Vernissagen-Gewusel
: Wer zuspät kommt,sieht besser

Hamburger Kunsträume

von Hajo Schiff

Als Almauftrieb bezeichnen manche drastisch-ironisch den Saisonbeginn der Galerien in Hamburg. Gestern im Kontorhausviertel, vorgestern in der Admiralitätstraße: Vor drängelnden, schwatzenden, trinkenden Menschen war fast kein Blick auf die Kunst mit lebenden Austern, Bedeutungsschnüren und bunten Stoffformen, auf Drohnenfotos und monochrome Bildtafeln zu erhaschen. Hinterher war es an der Bar vom Westwerk mit den dort ausstellenden koreanischen Künstlern der Triangle Artist Group oder später vor den einschlägigen Kneipen dann noch sehr nett.

Nun könnten die Galerien wieder schließen – jedenfalls, wenn es nach der Zahl der zu erwartenden Besucher ginge. Jeder scheint sich die Vernissagentermine zu notieren. Dass Besuche auch zu den normalen Öffnungszeiten möglich sind, scheint fast schon vergessen.

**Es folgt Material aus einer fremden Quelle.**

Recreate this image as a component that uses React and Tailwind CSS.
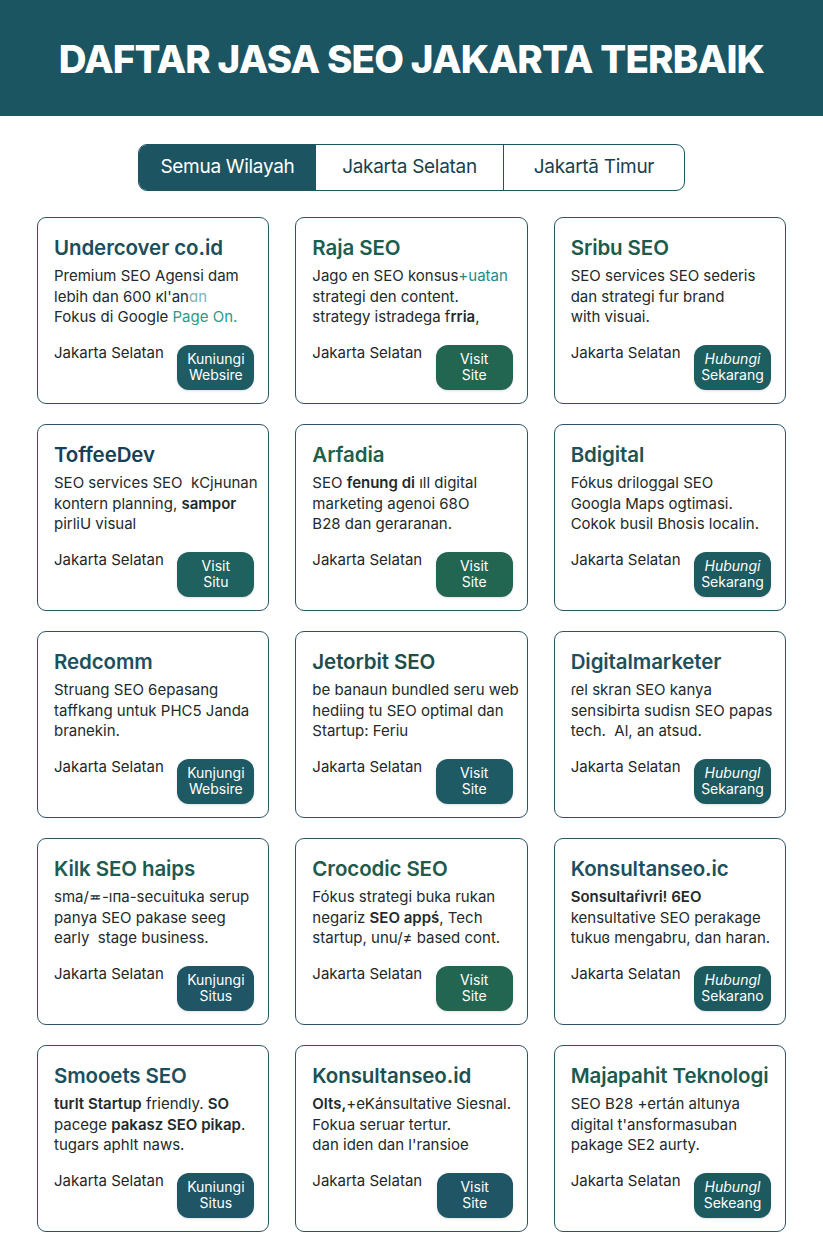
import React from "react";

const TEAL = "bg-[#1e5a63]";
const GREEN = "bg-[#226652]";

const cards = [
  {
    title: "Undercover co.id",
    tc: "text-[#1b4d5c]",
    lines: [
      <>Premium SEO Agensi dam</>,
      <>lebih dan 600 кl'an<span className="text-[#7fb3b8]">ɑn</span></>,
      <>Fokus di Google <span className="text-[#2b9a88]">Page On.</span></>,
    ],
    btn: [<>Kuniungi</>, <>Websire</>],
    bc: "bg-[#1f5b63]",
  },
  {
    title: "Raja SEO",
    tc: "text-[#1c5e4e]",
    lines: [
      <>Jago en SEO konsus<span className="text-[#1f8a86]">+uatan</span></>,
      <>strategi den content.</>,
      <>strategy istradega f<span className="font-semibold">rria</span>,</>,
    ],
    btn: [<>Visit</>, <>Site</>],
    bc: GREEN,
  },
  {
    title: "Sribu SEO",
    tc: "text-[#1c5a4c]",
    lines: [<>SEO services SEO sederis</>, <>dan strategi fur brand</>, <>with visuai.</>],
    btn: [<span className="italic">Hubungi</span>, <>Sekarang</>],
    bc: "bg-[#1d5e61]",
  },
  {
    title: "ToffeeDev",
    tc: "text-[#183f55]",
    lines: [
      <>SEO services SEO &nbsp;kCjнunan</>,
      <>kontern planning, <span className="font-semibold">sampor</span></>,
      <>pirliU visual</>,
    ],
    btn: [<>Visit</>, <>Situ</>],
    bc: "bg-[#1f615e]",
  },
  {
    title: "Arfadia",
    tc: "text-[#1f5e4b]",
    lines: [
      <>SEO <span className="font-semibold">fenung di</span> ıll digital</>,
      <>marketing agenoi 68O</>,
      <>B28 dan geraranan.</>,
    ],
    btn: [<>Visit</>, <>Site</>],
    bc: GREEN,
  },
  {
    title: "Bdigital",
    tc: "text-[#1d5352]",
    lines: [<>Fókus driloggal SEO</>, <>Googla Maps ogtimasi.</>, <>Cokok busil Bhosis localin.</>],
    btn: [<span className="italic">Hubungi</span>, <>Sekarang</>],
    bc: "bg-[#1e5b60]",
  },
  {
    title: "Redcomm",
    tc: "text-[#1d4f60]",
    lines: [<>Struang SEO 6epasang</>, <>taffkang untuk PHC5 Janda</>, <>branekin.</>],
    btn: [<>Kunjungi</>, <>Websire</>],
    bc: TEAL,
  },
  {
    title: "Jetorbit SEO",
    tc: "text-[#1d4e4a]",
    lines: [<>be banaun bundled seru web</>, <>hediing tu SEO optimal dan</>, <>Startup: Feriu</>],
    btn: [<>Visit</>, <>Site</>],
    bc: TEAL,
  },
  {
    title: "Digitalmarketer",
    tc: "text-[#1c505c]",
    lines: [<>ɾel skran SEO kanya</>, <>sensibirta sudisn SEO papas</>, <>tech. &nbsp;Al, an atsud.</>],
    btn: [<span className="italic">Hubungl</span>, <>Sekarang</>],
    bc: "bg-[#1d5a60]",
  },
  {
    title: "Kilk SEO haips",
    tc: "text-[#1d5a52]",
    lines: [<>sma/≖-ıпa-secuituka serup</>, <>panya SEO pakase seeg</>, <>early &nbsp;stage business.</>],
    btn: [<>Kunjungi</>, <>Situs</>],
    bc: "bg-[#1f5565]",
  },
  {
    title: "Crocodic SEO",
    tc: "text-[#1f5a4a]",
    lines: [
      <>Fókus strategi buka rukan</>,
      <>negariz <span className="font-semibold">SEO appś</span>, Tech</>,
      <>startup, unu/≠ based cont.</>,
    ],
    btn: [<>Visit</>, <>Site</>],
    bc: GREEN,
  },
  {
    title: "Konsultanseo.ic",
    tc: "text-[#1c5060]",
    lines: [
      <span className="font-semibold">Sonsultaŕivɾi! 6EO</span>,
      <>kensultative SEO perakage</>,
      <>tukuɞ mengabru, dan haran.</>,
    ],
    btn: [<span className="italic">Hubungl</span>, <>Sekarano</>],
    bc: "bg-[#1d5a60]",
  },
  {
    title: "Smooets SEO",
    tc: "text-[#1c4f5e]",
    lines: [
      <><span className="font-semibold">turlt Startup</span> friendly. <span className="font-semibold">SO</span></>,
      <>pacege <span className="font-semibold">pakasz SEO pikap</span>.</>,
      <>tugars aphlt naws.</>,
    ],
    btn: [<>Kuniungi</>, <>Situs</>],
    bc: "bg-[#1f5565]",
  },
  {
    title: "Konsultanseo.id",
    tc: "text-[#1c5052]",
    lines: [
      <><span className="font-semibold">Olts,</span>+eKánsultative Siesnal.</>,
      <>Fokua seruar tertur.</>,
      <>dan iden dan l'ransioe</>,
    ],
    btn: [<>Visit</>, <>Site</>],
    bc: "bg-[#1f5565]",
    wide: true,
  },
  {
    title: "Majapahit Teknologi",
    tc: "text-[#1c5a4c]",
    lines: [<>SEO B28 +ertán altunya</>, <>digital t'ansformasuban</>, <>pakage SE2 aurty.</>],
    btn: [<span className="italic">Hubungl</span>, <>Sekeang</>],
    bc: "bg-[#1d5a60]",
  },
];

function Card({ c }) {
  return (
    <div className="h-[187px] rounded-[9px] border-[1.5px] border-[#2d5566] bg-white pl-[16px] pr-[14px] pt-[16px] flex flex-col">
      <h2 className={`text-[20.5px] leading-[28px] font-semibold tracking-[-0.1px] whitespace-nowrap ${c.tc}`}>
        {c.title}
      </h2>
      <div className="mt-[4px] text-[15px] leading-[20.5px] text-[#222a2c] whitespace-nowrap">
        {c.lines.map((l, i) => (
          <div key={i}>{l}</div>
        ))}
      </div>
      <div className="mt-[15px] flex items-start justify-between">
        <span className="text-[15px] leading-[20px] text-[#1f2527] whitespace-nowrap">Jakarta Selatan</span>
        <div
          className={`${c.bc} ${c.wide ? "w-[76px]" : "w-[77px]"} h-[45px] rounded-[12px] mt-[2px] flex flex-col items-center justify-center text-white text-[14px] leading-[16px] shadow-sm`}
        >
          <span>{c.btn[0]}</span>
          <span>{c.btn[1]}</span>
        </div>
      </div>
    </div>
  );
}

export default function App() {
  return (
    <div className="min-h-[1234px] bg-white" style={{ fontFamily: "Inter, 'Noto Sans', sans-serif" }}>
      <header className="h-[116px] bg-[#1b5562] flex items-center justify-center">
        <h1 className="text-white text-[38.5px] font-extrabold tracking-[-0.8px] leading-none pt-[3px]">
          DAFTAR JASA SEO JAKARTA TERBAIK
        </h1>
      </header>
      <div className="flex justify-center mt-[28px]">
        <div className="flex h-[47px] rounded-[9px] border-[1.5px] border-[#1c5461] overflow-hidden text-[19px] tracking-[-0.3px]">
          <div className="w-[177px] bg-[#1c5461] text-white flex items-center justify-center">Semua Wilayah</div>
          <div className="w-[188px] border-r-[1.5px] border-[#1c5461] text-[#1b3f4c] flex items-center justify-center">
            Jakarta Selatan
          </div>
          <div className="w-[180px] text-[#1b3f4c] flex items-center justify-center">Jakartā Timur</div>
        </div>
      </div>
      <div className="grid grid-cols-3 gap-x-[26px] gap-y-[20px] px-[37px] mt-[26px]">
        {cards.map((c, i) => (
          <Card key={i} c={c} />
        ))}
      </div>
    </div>
  );
}
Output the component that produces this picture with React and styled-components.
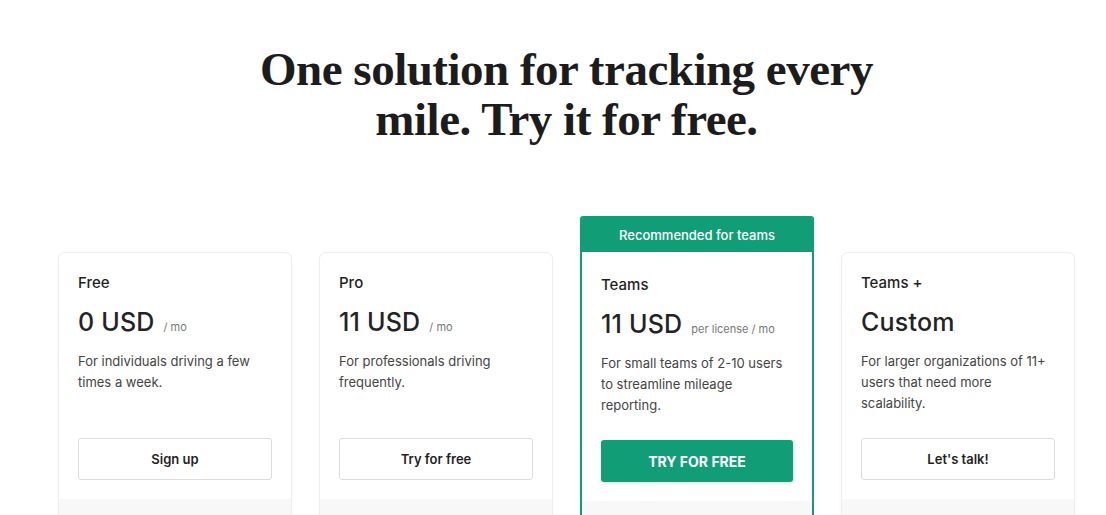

Allerdings sind Galeristen nicht nur Show-Room-Betreiber, sie leisten für ihre Künstler auch sonst viel Arbeit, die während der Öffnungszeiten erledigt werden kann. Aber doch überlegen immer wieder viele Galeristen, ob die von fast niemandem genutzten Öffnungszeiten während der Laufzeit einer Ausstellung nicht ziemlich unsinnig sind und andere Vermittlungsmodelle ohne gut bestückte, schön ausgeleuchtete, aber leere Räume, möglich sind – auch wenn der Galeristenverband eine gewisse Summe von Öffnungszeiten zwingend vorschreibt.

Denen, die das Gewusel der vergangenen Tage verpasst haben, sei eine der wenigen Samstageröffnungen empfohlen: Heute ab 20 Uhr liegen bei Feinkunst Krüger in den Kohlhöfen „sämtliche Schaltpläne vom Rest der Welt“ aus. Die endgültige, wie immer installative Überblicksausstellung von Simon Hehemann lockt mit speziellen Landkarten, Schaltkreisen und Grundrissen, die räumlich eine externe Perspektive auf die Welt und ihre Kompliziertheiten ermöglichen. Das wird nicht nur gut, sondern auch eine große Party.